Zyuganov refused to accept the tally, saying “the entire state machine, corrupt inside out, was working for one man on the ballot, Vladimir Putin.”
Another presidential hopeful, metal magnate and NBA team owner Mikhail Prokhorov, said he would file court action. Prokhorov, whose campaign team had placed observers in polling stations throughout Russia, cited numerous violations in favor of Putin.
The Washington Post carries more allegations on the vote, including multiple voting, ballot-stuffing of absentee votes and mistreatment of election observers. This mirrors the allegations from Parliamentary elections in December, which touched off widespread protest around the country, with as many as 120,000 gathering for one demonstration in Moscow.
This has pierced the aura of invincibility around Putin. But in many ways, the election was a prelude. Now comes the question of how Putin, ensconced in power for the next six years, will react to protests. The Kremlin gave permission for demonstrations on Monday and Tuesday. Beyond that, the future is uncertain. Moscow saw an extra 6,500 police officers on the streets over the weekend. And at some point, Putin may order a crackdown. He basically ran the election against shadowy outside forces, unnamed, who sought to determine the course of Russia.
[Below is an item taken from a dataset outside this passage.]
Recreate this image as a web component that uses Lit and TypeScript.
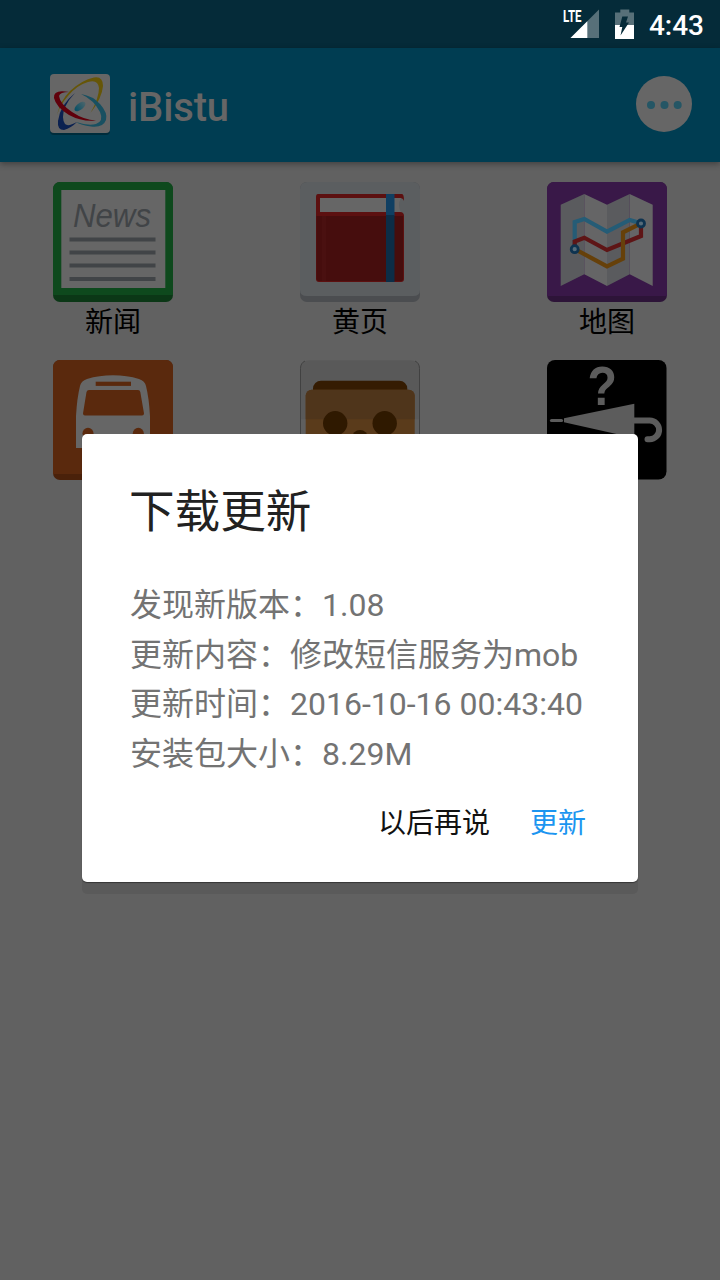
import { LitElement, html, svg, css } from "lit";
import { customElement } from "lit/decorators.js";

const news = svg`
  <rect width="120" height="120" rx="7" fill="#0b3716"/>
  <path d="M7 0H113a7 7 0 0 1 7 7V113H0V7a7 7 0 0 1 7-7Z" fill="#0e491d"/>
  <rect x="8.3" y="8" width="104" height="98" fill="#666"/>
  <text x="20" y="45" class="news" textLength="78" lengthAdjust="spacingAndGlyphs">News</text>
  <path d="M16.5 57.500H102.500M16.500 70.500H102.500M16.500 83.500H102.500M16.500 97H102.500" stroke="#414447" stroke-width="3.800"/>`;

const book = svg`
  <rect width="120" height="120" rx="7" fill="#4b4d50"/>
  <path d="M7 0H113a7 7 0 0 1 7 7V108q0 6-7 6H7q-7 0-7-6V7a7 7 0 0 1 7-7Z" fill="#5b5e60"/>
  <path d="M18 12H102q2 0 2 7q-1-3-4-3H20V30H100q4 0 4 4V97q0 3-3 3H19q-3 0-3-3V15q0-3 2-3Z" fill="#5c1010"/>
  <path d="M20 16H101Q97 23 101 30H20Z" fill="#666"/>
  <path d="M16.500 34H103V97q0 2-3 2H19q-2.500 0-2.500-3Z" fill="#460d0d"/>
  <path d="M22 34h4V99h-4Z" fill="#4a1010"/>
  <path d="M86 12h8.500V34H86Z" fill="#103f62"/><path d="M86 33h8.500V100H86Z" fill="#0c2d47"/>`;

const map = svg`
  <rect width="120" height="120" rx="7" fill="#2d1438"/>
  <path d="M7 0H113a7 7 0 0 1 7 7V114H0V7a7 7 0 0 1 7-7Z" fill="#391848"/>
  <path d="M13.700 22.700L37.300 12V92.300L13.700 104ZM60 22.700L82.700 12V92.300L60 104Z" fill="#5a5b5e"/>
  <path d="M37.300 12L60 22.700V104L37.300 92.300ZM82.700 12L105.700 22.700V104L82.700 92.300Z" fill="#656566"/>
  <g fill="none" stroke-width="4.200">
    <path d="M27.700 67V40L37.300 37L60 49.700L82.700 38L94 41.300" stroke="#255c76"/>
    <path d="M27.700 67V59.500L37.300 55.700L60 68L94 54V41.300" stroke="#5e1516"/>
    <path d="M27.700 67L60 84.300L76 76.700V50.300L94 41.300" stroke="#66400a"/>
    <circle cx="27.700" cy="67.200" r="3.500" stroke="#0e3350" stroke-width="2.800" fill="#566b79"/>
    <circle cx="94" cy="41.500" r="3.500" stroke="#0e3350" stroke-width="2.800" fill="#566b79"/>
  </g>`;

const bus = svg`
  <rect width="120" height="120" rx="7" fill="#4a210a"/>
  <path d="M7 0H113a7 7 0 0 1 7 7V114H0V7a7 7 0 0 1 7-7Z" fill="#5a290d"/>
  <path d="M23 88V56Q24 38 27 26Q28 21 34 19Q46 15.300 60 15.300T86 19Q92 21 93 26Q96 38 97 56V88Z" fill="#666"/>
  <rect x="42.700" y="21.700" width="35.300" height="4.200" fill="#5a290d"/>
  <path d="M36 30H85q2 0 2.300 2L91 53.500q0 2-2 2H32q-2 0-2-2L33.500 32q.5-2 2.500-2Z" fill="#5a290d"/>
  <circle cx="35" cy="73.300" r="5.500" fill="#5a290d"/><circle cx="85.300" cy="73.300" r="5.500" fill="#5a290d"/>`;

const cardboard = svg`
  <rect x=".5" y=".5" width="119" height="119" rx="8" fill="#5f5f5f"/>
  <path d="M.5 59.300V8.500a8 8 0 0 1 8-8H111.500a8 8 0 0 1 8 8V59.300Z" fill="#595959"/>
  <path d="M.5 112V8.500Q.5 3 5 1M119.500 112V8.500Q119.500 3 115 1" fill="none" stroke="#414141"/>
  <rect x="13" y="20.700" width="94.300" height="30" rx="8" fill="#351c02"/>
  <rect x="5.700" y="29.700" width="109" height="80" rx="6" fill="#5a3b1b"/>
  <path d="M5.700 59.300V35.700a6 6 0 0 1 6-6H108.700a6 6 0 0 1 6 6V59.300Z" fill="#4f351b"/>
  <g fill="#2f1900"><circle cx="35.200" cy="63.300" r="12.200"/><circle cx="84.700" cy="63.300" r="12.200"/><circle cx="60" cy="78" r="8"/></g>`;

const umbrella = svg`
  <rect width="119.500" height="119.500" rx="8" fill="#000"/>
  <text x="40.500" y="45" class="mark" textLength="29.500" lengthAdjust="spacingAndGlyphs">?</text>
  <path d="M17 58.300L87.300 43.700V78L17 62.300Z" fill="#5c5c5c"/>
  <path d="M4.500 60.500H14.500" stroke="#5c5c5c" stroke-width="3.200" stroke-linecap="round"/>
  <path d="M87 60.600H102.800a9.300 9.300 0 0 1 0 18.600H100.500" stroke="#5c5c5c" stroke-width="6" stroke-linecap="round" fill="none"/>`;

const apps = [
  { icon: news, label: "新闻" },
  { icon: book, label: "黄页" },
  { icon: map, label: "地图" },
  { icon: bus, label: "" },
  { icon: cardboard, label: "" },
  { icon: umbrella, label: "" },
];

const details = [
  "发现新版本：1.08",
  "更新内容：修改短信服务为mob",
  "更新时间：2016-10-16 00:43:40",
  "安装包大小：8.29M",
];

@customElement("app-root")
export class AppRoot extends LitElement {
  static styles = css`
    :host {
      display: block;
      position: relative;
      height: 1280px;
      overflow: hidden;
      background: #616161;
      font-family: Roboto, "Noto Sans CJK SC", sans-serif;
    }
    svg { display: block; flex: none; overflow: visible; }
    .status {
      display: flex;
      align-items: center;
      height: 48px;
      box-sizing: border-box;
      padding-right: 16px;
      justify-content: flex-end;
      background: #052b39;
      color: #fff;
    }
    .signal { margin-right: 15px; }
    .clock { font-size: 28px; font-weight: 500; line-height: 44px; padding-top: 4px; margin-left: 15px; }
    .lte { font: bold 16.500px Roboto, sans-serif; fill: #fff; }
    .bar {
      display: flex;
      align-items: center;
      height: 114px;
      box-sizing: border-box;
      padding: 0 28px 2px 50px;
      background: #003d52;
      box-shadow: 0 2px 6px rgba(0, 0, 0, 0.35);
    }
    .logo { margin-top: 2px; }
    .brand { flex: 1; margin-left: 18px; padding-top: 8px; font-size: 40px; font-weight: 500; line-height: 48px; letter-spacing: -0.15px; color: #666; }
    .grid {
      display: grid;
      grid-template-columns: repeat(3, 120px);
      grid-auto-rows: 178px;
      justify-content: space-between;
      padding: 20px 53px 0;
    }
    .label { margin-top: 1px; text-align: center; font-size: 28px; line-height: 40px; color: #000; }
    .news { font: italic 34px "Liberation Sans", sans-serif; fill: #414447; }
    .mark { font: bold 56px "Liberation Sans", sans-serif; fill: #5c5c5c; }
    .dialog {
      position: absolute;
      left: 82px;
      top: 434px;
      width: 556px;
      height: 448px;
      box-sizing: border-box;
      padding: 45px 48px 0;
      border-radius: 5px;
      background: #fff;
      box-shadow: 0 1px 1px rgba(0, 0, 0, 0.4), 0 12px 0 #5a5a5a;
    }
    .title { margin: 0 0 0 -1px; font-size: 45.600px; font-weight: 400; line-height: 68px; color: #212121; }
    .details { margin-top: 34px; font-size: 32px; line-height: 49.700px; color: #737373; white-space: nowrap; }
    .actions { display: flex; justify-content: flex-end; gap: 40px; margin-top: 24px; padding-right: 4px; }
    .action { border: 0; padding: 0; background: none; font: 28px/40px Roboto, "Noto Sans CJK SC", sans-serif; color: #111; }
    .primary { color: #1c95f0; }
  `;

  render() {
    return html`
      <div class="status">
        <svg class="signal" width="38" height="48" viewBox="562 0 38 48">
          <path d="M570.500 38L599 9.500V38Z" fill="#577079"/>
          <path d="M570.500 38L587.300 21.200V38Z" fill="#fff"/>
          <text class="lte" x="563" y="22" textLength="18.500" lengthAdjust="spacingAndGlyphs">LTE</text>
        </svg>
        <svg width="19" height="48" viewBox="615 0 19 48">
          <path d="M615 12.500H620.300V9.500H629.300V12.500H634V25H615Z" fill="#577079"/>
          <path d="M615 25H634V39H615Z" fill="#fff"/>
          <path d="M622.300 16.500H628L626 22.500H629L620.500 35.500L622.300 27H619.500Z" fill="#052b39"/>
        </svg>
        <span class="clock">4:43</span>
      </div>
      <div class="bar">
        <svg class="logo" width="60" height="62" viewBox="0 0 60 62">
          <defs><linearGradient id="core" x1="0" x2="1"><stop stop-color="#034f66"/><stop offset="1" stop-color="#4d656b"/></linearGradient></defs>
          <rect y="2" width="60" height="59" rx="4" fill="#002c3b"/>
          <rect width="60" height="59" rx="4" fill="#666"/>
          <path d="M7 41Q10 27 20 17Q32 6 44 3.500Q53 2 53 12Q52 24 40.500 39Q49 24 49 14Q48 5 38 8Q27 11 18 22Q10 31 7 41Z" fill="#665608"/>
          <path d="M25 19Q10 31 8 47Q7 56 14 56Q21 54 27 48Q18 53 15 50Q11 44 15 33Q19 25 25 19Z" fill="#0b2150"/>
          <path d="M31 20Q43 22 50 30Q58 39 56 46Q53 54 41 52.500Q31 51 26 48Q38 52 46 50Q54 47 50 38Q44 26 31 20Z" fill="#185061"/>
          <path d="M19 18Q3 15 4 24Q6 33 19 41Q32 48 46 46.500Q34 46 22 38Q10 30 9 22Q10 18 19 18Z" fill="#60000b"/>
          <ellipse cx="30" cy="32.500" rx="6.500" ry="3.300" transform="rotate(-38 30 32.500)" fill="url(#core)"/>
        </svg>
        <div class="brand">iBistu</div>
        <svg width="56" height="56" viewBox="0 0 56 56">
          <circle cx="28" cy="28" r="28" fill="#666"/>
          <g fill="#255665"><circle cx="15" cy="29" r="4"/><circle cx="28.500" cy="29" r="4"/><circle cx="41.700" cy="29" r="4"/></g>
        </svg>
      </div>
      <div class="grid">
        ${apps.map((a) => html`<div>
          <svg width="120" height="120" viewBox="0 0 120 120">${a.icon}</svg>
          ${a.label ? html`<div class="label">${a.label}</div>` : ""}
        </div>`)}
      </div>
      <div class="dialog" role="dialog">
        <h1 class="title">下载更新</h1>
        <div class="details">${details.map((d) => html`<div>${d}</div>`)}</div>
        <div class="actions">
          <button class="action">以后再说</button>
          <button class="action primary">更新</button>
        </div>
      </div>`;
  }
}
You can easily see how Putin could connect those outside forces to the protesters in the mind of the public.
Nonetheless, the anti-Putin activists are undaunted. One of them, Masha Gesser, appeared on NPR’s Fresh Air last week, and detailed the rise of Putin (she has a new book out on the subject) and the reckoning to come. I recommend listening to it, as it will provide good context for the coming days. Here’s a representative quote:
“Our audience is not Putin. Our audience is everybody else and largely it’s the police and the military, who will eventually — maybe it will happen March 5th — maybe it will happen later, but eventually when Putin feels threatened enough, he will consider using force. And my greatest hope is that by that time, neither the police nor the military will be willing to use force against people who are protesting this regime.”
UPDATE: International monitors allege that the election was “skewed” in favor of Putin.